L'omicidio (lo si ricorda, avviene dopo aver subito un licenziamento) è frutto della consapevolezza del fallimento personale di cui Christine era convinta da sempre e che cercava di scacciare fantasticando su fughe e amori impossibili. Il comportamento di Léa, invece, è da addebitarsi all'influenza negativa della sorella di cui era in totale balia e che vedeva come modello da emulare. Tale tesi viene confermata anche dalla diversa fine cui sono andate incontro le due e dai loro diversi comportamenti successivi all'arresto.
E' altresì importante sottolineare come Christine adorasse l'essere il punto di riferimento della sorella, perché ciò la faceva sentire al centro dell'attenzione di qualcuno e dava lei un senso di importanza.

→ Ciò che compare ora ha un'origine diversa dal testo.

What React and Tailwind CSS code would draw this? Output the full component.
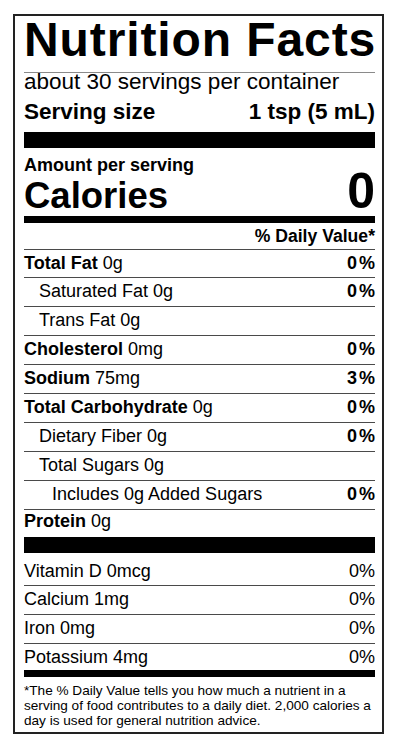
export default function App() {
  const rowLine = "border-b border-[#4a4a4a]";
  return (
    <div className="min-h-[751px] bg-white pt-[14px] pl-[13px] font-['Liberation_Sans',Arial,sans-serif] text-black">
      <div className="w-[371px] border-2 border-[#222] pl-[9px] pr-[7px] pb-[4px]">
        <div className="h-[57px] border-b border-[#8a8a8a] text-[48px] leading-[48px] font-bold tracking-[0.9px] whitespace-nowrap">
          Nutrition Facts
        </div>
        <div className="text-[22.5px] leading-[18px] whitespace-nowrap">about 30 servings per container</div>
        <div className="mt-[6px] flex justify-between text-[22.5px] leading-[30px] font-bold whitespace-nowrap">
          <span>Serving size</span>
          <span>1 tsp (5 mL)</span>
        </div>
        <div className="mt-[5px] h-[16px] bg-black" />
        <div className="pt-[7px] text-[18px] leading-[20px] font-bold">Amount per serving</div>
        <div className="flex h-[41px] items-baseline justify-between font-bold">
          <span className="text-[36.5px] leading-[32px]">Calories</span>
          <span className="text-[50px] leading-[32px]">0</span>
        </div>
        <div className="h-[7px] bg-black" />
        <div className={`h-[27px] ${rowLine} text-right text-[17.6px] leading-[26px] font-bold`}>% Daily Value*</div>

        <div className="text-[18px] leading-[26px]">
          <div className={`flex h-[28px] justify-between ${rowLine}`}>
            <span><b>Total Fat</b> 0g</span>
            <b>0<span className="ml-[2px]">%</span></b>
          </div>
          <div className={`flex h-[29px] justify-between pl-[15px] ${rowLine}`}>
            <span>Saturated Fat 0g</span>
            <b>0<span className="ml-[2px]">%</span></b>
          </div>
          <div className={`flex h-[29px] justify-between pl-[15px] ${rowLine}`}>
            <span>Trans Fat 0g</span>
          </div>
          <div className={`flex h-[29px] justify-between ${rowLine}`}>
            <span><b>Cholesterol</b> 0mg</span>
            <b>0<span className="ml-[2px]">%</span></b>
          </div>
          <div className={`flex h-[29px] justify-between ${rowLine}`}>
            <span><b>Sodium</b> 75mg</span>
            <b>3<span className="ml-[2px]">%</span></b>
          </div>
          <div className={`flex h-[29px] justify-between ${rowLine}`}>
            <span><b>Total Carbohydrate</b> 0g</span>
            <b>0<span className="ml-[2px]">%</span></b>
          </div>
          <div className={`flex h-[29px] justify-between pl-[15px] ${rowLine}`}>
            <span>Dietary Fiber 0g</span>
            <b>0<span className="ml-[2px]">%</span></b>
          </div>
          <div className={`flex h-[29px] justify-between pl-[15px] ${rowLine}`}>
            <span>Total Sugars 0g</span>
          </div>
          <div className={`flex h-[29px] justify-between pl-[28px] ${rowLine}`}>
            <span>Includes 0g Added Sugars</span>
            <b>0<span className="ml-[2px]">%</span></b>
          </div>
          <div className="flex h-[27px] justify-between leading-[22px]">
            <span><b>Protein</b> 0g</span>
          </div>
        </div>
        <div className="h-[16px] bg-black" />

        <div className="text-[18px] leading-[26px]">
          <div className={`flex h-[33px] justify-between pt-[5px] ${rowLine}`}>
            <span>Vitamin D 0mcg</span>
            <span>0%</span>
          </div>
          <div className={`flex h-[29px] justify-between ${rowLine}`}>
            <span>Calcium 1mg</span>
            <span>0%</span>
          </div>
          <div className={`flex h-[29px] justify-between ${rowLine}`}>
            <span>Iron 0mg</span>
            <span>0%</span>
          </div>
          <div className="flex h-[26px] justify-between">
            <span>Potassium 4mg</span>
            <span>0%</span>
          </div>
        </div>
        <div className="h-[7px] bg-black" />
        <p className="pt-[6px] text-[13.6px] leading-[15px] whitespace-nowrap">
          *The % Daily Value tells you how much a nutrient in a
          <br />
          serving of food contributes to a daily diet. 2,000 calories a
          <br />
          day is used for general nutrition advice.
        </p>
      </div>
    </div>
  );
}
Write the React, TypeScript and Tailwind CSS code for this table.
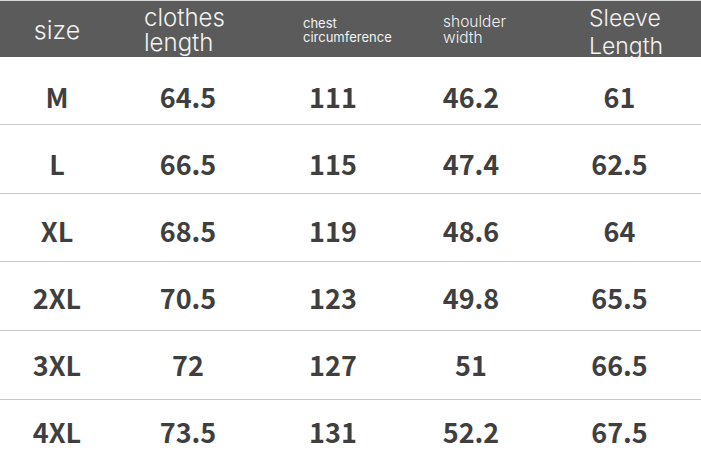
import React from 'react';

const rows = [
  { cells: ['M', '64.5', '111', '46.2', '61'], h: 'h-[68px]', pt: 'pt-[13px]' },
  { cells: ['L', '66.5', '115', '47.4', '62.5'], h: 'h-[69px]', pt: 'pt-[10px]' },
  { cells: ['XL', '68.5', '119', '48.6', '64'], h: 'h-[68px]', pt: 'pt-[7px]' },
  { cells: ['2XL', '70.5', '123', '49.8', '65.5'], h: 'h-[69px]', pt: 'pt-[4px]' },
  { cells: ['3XL', '72', '127', '51', '66.5'], h: 'h-[69px]', pt: 'pt-0' },
  { cells: ['4XL', '73.5', '131', '52.2', '67.5'], h: 'h-[66px]', pt: 'pb-[2px]' },
];

const cols = 'grid grid-cols-[114px_148px_142px_134px_163px]';

const App: React.FC = () => {
  return (
    <div className="w-[701px] h-[466px] bg-white overflow-hidden">
      <div
        className={`${cols} h-[57px] bg-[#5b5b5b] text-[#f2f2f2] border-t border-[#d9d9d9]`}
        style={{ fontFamily: 'Inter, "Noto Sans", sans-serif' }}
      >
        <div className="flex items-center justify-center text-[25px] font-light pt-[1px]">size</div>
        <div className="flex flex-col justify-center pl-[30px] text-[24px] font-light leading-[25px] pb-[2px]">
          <span>clothes</span>
          <span>length</span>
        </div>
        <div className="flex flex-col justify-center pl-[41px] text-[13px] leading-[14px] pb-[2px]">
          <span>chest</span>
          <span>circumference</span>
        </div>
        <div className="flex flex-col justify-center pl-[39px] text-[15.5px] font-light leading-[16px] pb-[2px]">
          <span>shoulder</span>
          <span>width</span>
        </div>
        <div className="flex flex-col justify-center pl-[51px] text-[23px] font-light leading-[28px] pt-[3px]">
          <span>Sleeve</span>
          <span>Length</span>
        </div>
      </div>
      {rows.map((r, i) => (
        <div
          key={r.cells[0]}
          className={`${cols} ${r.h} text-[#3f3f3f] text-[27px] font-bold ${i < rows.length - 1 ? 'border-b border-[#c9c9c9]' : ''}`}
          style={{ fontFamily: '"Noto Sans CJK SC", "Noto Sans", sans-serif' }}
        >
          {r.cells.map((v, j) => (
            <div key={j} className={`flex items-center justify-center ${r.pt}`}>
              {v}
            </div>
          ))}
        </div>
      ))}
    </div>
  );
};

export default App;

Piuttosto facile da spiegare l'overkilling (l'accanimento sui cadaveri) compiuto dalle due: esso, difatti, è il risultato di una rabbia repressa poi esplosa in modo da giungere a depersonificare le vittime, scaricando ogni frustrazione e ogni odio, alla stregua di una ribellione dalla triste realtà che le circondava (l'ennesimo tentativo simbolico di fuga).